For over a century, Noach builds and builds, fending off ridicule, excommunication and social ostracism. Yet he perseveres. When the flood waters descend, he, along with his family, are tasked with taking care of the needs of every animal – a job he does with compassion and dedication.
And then the flood is over, and Noach steps out into a new world, free of depravity, cleansed from the mistakes of the past, and is given carte blanch to build the world as he sees fit.
But here begins Noach's real challenge. His Cheshvan has arrived, and the world is open to him. He no longer needs to act in reaction to, but now proactively. There are no cues, no foils, not problems. Noach is handed the blank check of a brave new world.

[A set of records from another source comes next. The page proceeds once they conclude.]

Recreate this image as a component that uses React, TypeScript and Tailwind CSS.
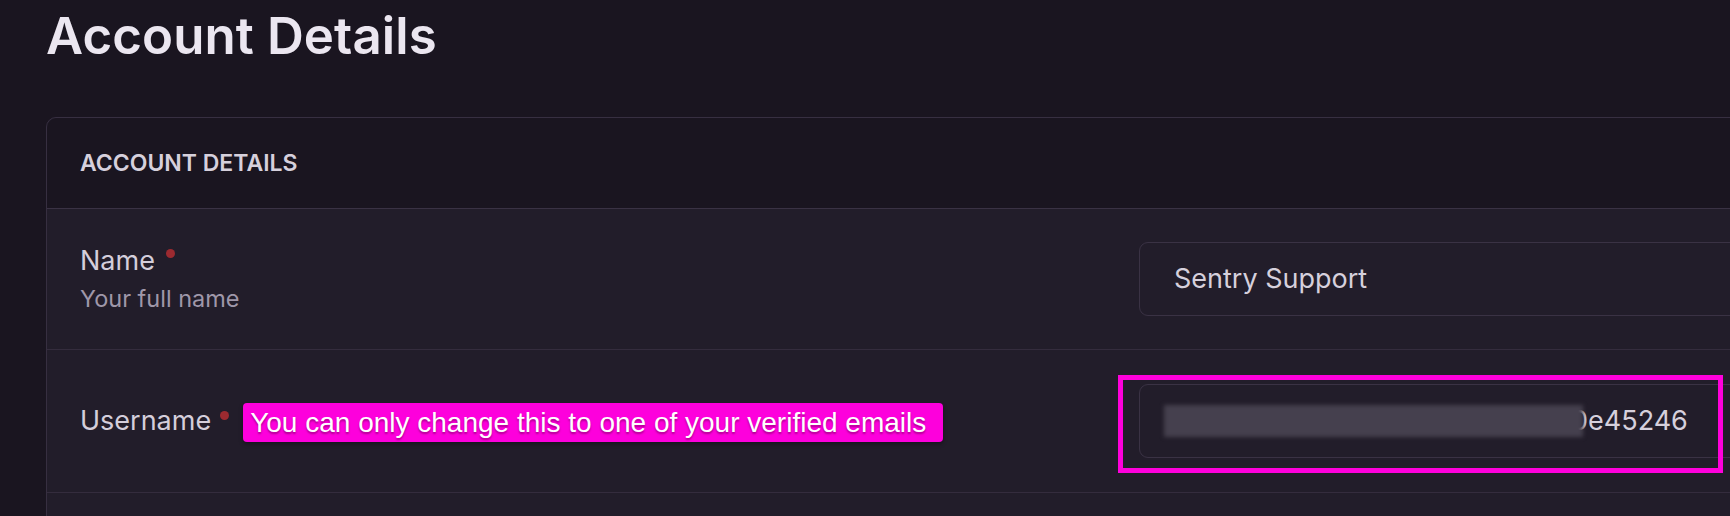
import React from "react";

export default function App() {
  return (
    <div
      className="h-[516px] w-[1730px] overflow-hidden bg-[#1a1520]"
      style={{ fontFamily: "Inter, 'Noto Sans', sans-serif" }}
    >
      <div className="pl-[46px]">
        <h1 className="mt-[10px] text-[51px] font-semibold leading-none tracking-[0.1px] text-[#ebe6f0]">
          Account Details
        </h1>
        <div className="mt-[56px] w-[1800px] rounded-tl-[10px] border border-[#372f41] bg-[#221d2a]">
          <div className="flex h-[91px] items-center rounded-tl-[10px] border-b border-[#3a3244] bg-[#1a1520] px-[33px]">
            <span className="text-[23px] font-semibold uppercase text-[#d6d0dc]">Account Details</span>
          </div>
          <div className="flex h-[141px] items-center border-b border-[#342c3d] px-[33px]">
            <div className="flex w-[1059px] flex-col">
              <div className="flex items-center">
                <span className="text-[27px] leading-[36px] text-[#d4cedb]">Name</span>
                <span className="ml-[11px] mt-[-16px] h-[9px] w-[9px] shrink-0 rounded-full bg-[#9c2a30]" />
              </div>
              <span className="mt-[4px] text-[23.5px] leading-[32px] text-[#9f97a9]">Your full name</span>
            </div>
            <div className="flex h-[74px] flex-1 items-center rounded-[9px] border border-[#3a3244] pl-[34px]">
              <span className="text-[27px] text-[#d6d0dc]">Sentry Support</span>
            </div>
          </div>
          <div className="flex h-[143px] items-center border-b border-[#342c3d] px-[33px]">
            <div className="flex w-[1059px] items-center">
              <span className="text-[27px] leading-[36px] text-[#d4cedb]">Username</span>
              <span className="ml-[9px] mt-[-12px] h-[9px] w-[9px] shrink-0 rounded-full bg-[#9c2a30]" />
              <span
                className="ml-[14px] mt-[3px] flex h-[39px] items-center rounded-[4px] bg-[#fd00dc] pl-[7px] pr-[17px] text-[28px] text-white shadow-[0_2px_4px_rgba(0,0,0,0.35)] [text-shadow:0_2px_2px_rgba(120,0,90,0.6)]"
                style={{ fontFamily: "'Liberation Sans', Arial, sans-serif" }}
              >
                You can only change this to one of your verified emails
              </span>
            </div>
            <div className="relative flex-1">
              <div className="flex h-[74px] items-center overflow-hidden rounded-[9px] border border-[#3a3244] pl-[24px]">
                <div className="relative z-10 h-[32px] w-[419px] shrink-0 bg-[#45404e] blur-[2px]" />
                <span className="-ml-[12px] text-[27px] text-[#d6d0dc]">0e45246</span>
              </div>
              <div className="pointer-events-none absolute left-[-21px] top-[-9px] h-[98px] w-[605px] border-[5px] border-[#ff00dc]" />
            </div>
          </div>
          <div className="h-[60px]" />
        </div>
      </div>
    </div>
  );
}
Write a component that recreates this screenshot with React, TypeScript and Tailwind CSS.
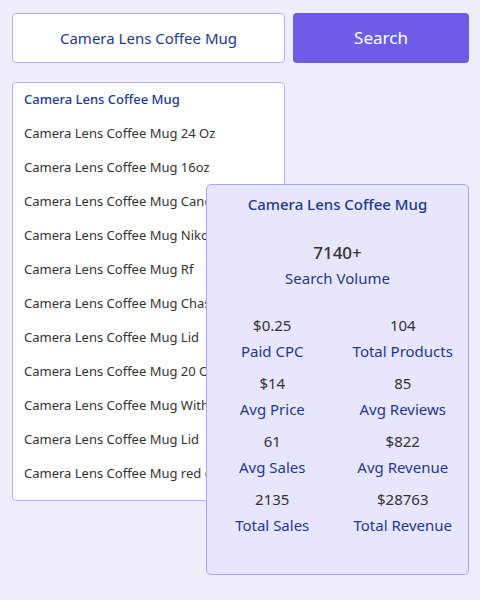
import { useState } from "react";

const suggestions = [
  "Camera Lens Coffee Mug",
  "Camera Lens Coffee Mug 24 Oz",
  "Camera Lens Coffee Mug 16oz",
  "Camera Lens Coffee Mug Canon",
  "Camera Lens Coffee Mug Nikon",
  "Camera Lens Coffee Mug Rf",
  "Camera Lens Coffee Mug Chasing Light",
  "Camera Lens Coffee Mug Lid",
  "Camera Lens Coffee Mug 20 Oz",
  "Camera Lens Coffee Mug With Lid",
  "Camera Lens Coffee Mug Lid",
  "Camera Lens Coffee Mug red dot",
];

const stats = [
  { value: "$0.25", label: "Paid CPC" },
  { value: "104", label: "Total Products" },
  { value: "$14", label: "Avg Price" },
  { value: "85", label: "Avg Reviews" },
  { value: "61", label: "Avg Sales" },
  { value: "$822", label: "Avg Revenue" },
  { value: "2135", label: "Total Sales" },
  { value: "$28763", label: "Total Revenue" },
];

export default function App() {
  const [query, setQuery] = useState("Camera Lens Coffee Mug");

  return (
    <div
      className="relative min-h-[600px] w-[480px] bg-[#eeedfb] pl-3 pr-[11px] pt-[13px]"
      style={{ fontFamily: '"Noto Sans", "Open Sans", sans-serif' }}
    >
      <div className="flex gap-2">
        <input
          className="h-[50px] w-[273px] rounded-[4px] border border-[#b4aef2] bg-white text-center text-[15px] text-[#1e3a8a] outline-none"
          value={query}
          onChange={(e) => setQuery(e.target.value)}
        />
        <button className="h-[50px] w-[176px] rounded-[4px] bg-[#6c5ce7] text-[17px] text-white">
          Search
        </button>
      </div>

      <ul className="mt-[19px] h-[419px] w-[273px] overflow-hidden rounded-[4px] border border-[#b4aef2] bg-white pl-[11px]">
        {suggestions.map((item, i) => (
          <li
            key={i}
            className={
              i === 0
                ? "flex h-[34px] items-center whitespace-nowrap text-[13px] font-medium text-[#1e3a8a]"
                : "flex h-[34px] items-center whitespace-nowrap text-[13px] text-[#333333]"
            }
          >
            {item}
          </li>
        ))}
      </ul>

      <div className="absolute left-[206px] top-[184px] flex h-[391px] w-[263px] flex-col items-center rounded-[5px] border border-[#a9a3f1] bg-[#e8e6fd] pt-[8px]">
        <h2 className="text-[15px] font-medium leading-[22px] text-[#1e3a8a]">{query}</h2>
        <p className="mt-[26px] text-[17px] font-medium leading-[24px] text-[#333333]">7140+</p>
        <p className="mt-[2px] text-[15px] leading-[22px] text-[#1e3a8a]">Search Volume</p>
        <div className="mt-[25px] grid w-full grid-cols-2 gap-y-[10px]">
          {stats.map((s) => (
            <div key={s.label} className="flex flex-col items-center">
              <span className="text-[15px] leading-[22px] text-[#333333]">{s.value}</span>
              <span className="mt-[4px] text-[15px] leading-[22px] text-[#1e3a8a]">{s.label}</span>
            </div>
          ))}
        </div>
      </div>
    </div>
  );
}
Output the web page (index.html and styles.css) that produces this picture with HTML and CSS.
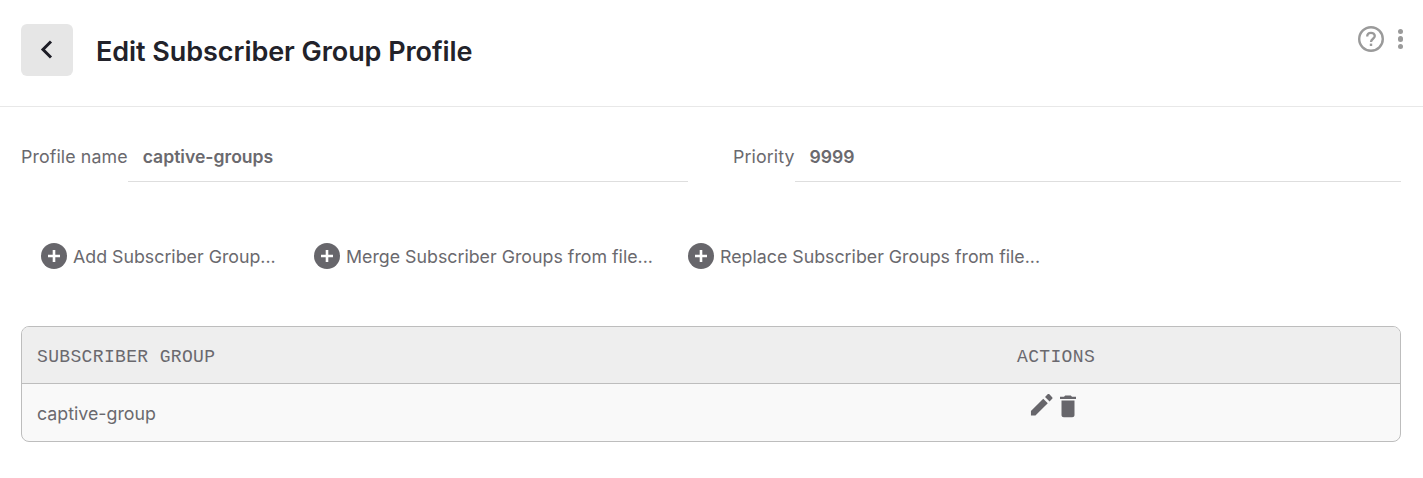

It is in this wide open space that he plants a vineyard, harvests his grapes and gets drunk. With nothing to react to, Noach is lost. He knows how to be an Elul tzadik, a Tishrei tzadik. But the real challenge is Cheshvan.
In 1978, Rav Soloveitchik delivered a lecture at M.I.T, later printed in Tradition, as “Catharsis”. In that essay, he develops the idea of the heroism of normative life. He explains that living according the values and details of Halacha with its demands and relentlessness is heroic.
“It is less spectacular than the death of an Achiles; yet it is more heroic, more redeeming, because it is performed in humility and in the hush of a dark night of loneliness.”
In essence, the Rav is speaking about the Cheshvan Yid. The world of limitless untapped potential lies in the slow burn; the steady methodical transformation of ourselves and the world around us.
So Hashem asks us now: What kind of Jew are you proactively? What fills you time and fuels your life during the long nights of Cheshvan? The answer to this question is perhaps the most challenging of our lives. If given the time, given the chance, given the blank slate, who will we become? Who do we wish to become?
This is the month to build the Beis HaMikdash of our lives. To add our bricks, to make our changes. Hashem should help us to make this the greatest month of our lives.